We usually hear about the struggles of getting coke out of South American countries, but importing it may be the problem now. We're talking about Coke Zero, which was just banned in Venezuela by officials citing unspecified health hazards.

While the ban seems like it came out of nowhere, various countries, states, and institutions have been imposing bans on popular drinks for years now. We decided to take a look back and break down the most notorious banned beverages....


Where: Germany, Denmark, Norway, Uruguay, Iceland, France
When: 1996 - 2009
• It's not like you didn't see this one coming. Red Bull has actually been around since the late '80s, but it has faced opposition from countries that view it as a health hazard since its popularity skyrocketed in the mid-'90s. France, who lifted its ban last year, was the first opponent, banning the energy drink way back in 1996. Germany is the most recent, banning Red Bull in six of its 11 states after traces of cocaine were found in an Austrian shipment last month. The other countries listed still completely ban the product. Almost every country cites high quantities of caffeine and taurine as the problem.


Where: Bodies Of NCAA Athletes
When: 2009
• While reports of the NCAA banning six flavors of Vitamin Water were exaggerated when the story broke earlier this year, the fact remains that college athletes who drink too much of the colored water may find themselves in a heap of trouble. The primary stipulation is that schools cannot provide restricted flavors to athletes; while athletes are allowed to purchase Vitamin Water on their own, the restricted flavors contain impermissible substances (caffeine, guarana seed extract) that could result in policy violations if too much (10 20 oz. bottles) is consumed within several hours of competition. Whew, Formula-50 is still safe!


Where: California
When: 2008
• MillerCoors, the manufacturer of Sparks, reached an agreement with California Attorney General Jerry Brown to stop "the growing and widespread use" of alcohol-based energy drinks. That basically means that, Sparks, which accounted for 90% of the market, was banned. The ban also applied to much less popular competitors like Joose.


Where: America And Others
When: 2007
• As expected, Cocaine energy drink faced stiff opposition worldwide as soon as it hit the market. It was gradually banned in individual stores, 7-11 franchises, and foreign countries, before America's ban completely killed the product. The FDA issued Redux Beverages a warning stating that they were illegally marketing the product as an alternative to the real drug. Cocaine was subsequently pulled from all store shelves. We can't decide between this or Nelly's "Pimp Juice" as Worst Beverage Name Ever.

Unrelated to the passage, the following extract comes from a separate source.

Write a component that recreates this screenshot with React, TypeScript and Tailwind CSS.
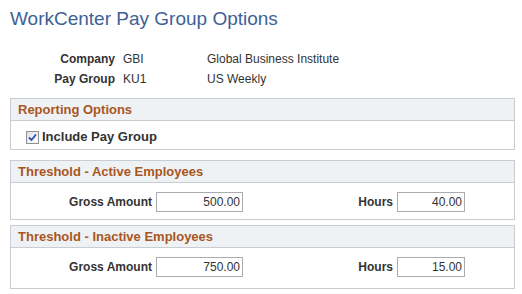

Where: New York University
When: 2005
• "Killer Coke" isn't a new Young Jeezy song. It's actually the movement NYU students got behind a few years ago when the university decided to ban the sale of Coca-Cola across campus. The ban was deeper than soda, extending to Minute Maid and Dasani products as well. Student activists weren't satisfied with Coca-Cola's investigation of the murder of union leaders at Colombia bottling factories, but after all the drama, the ban was lifted last year.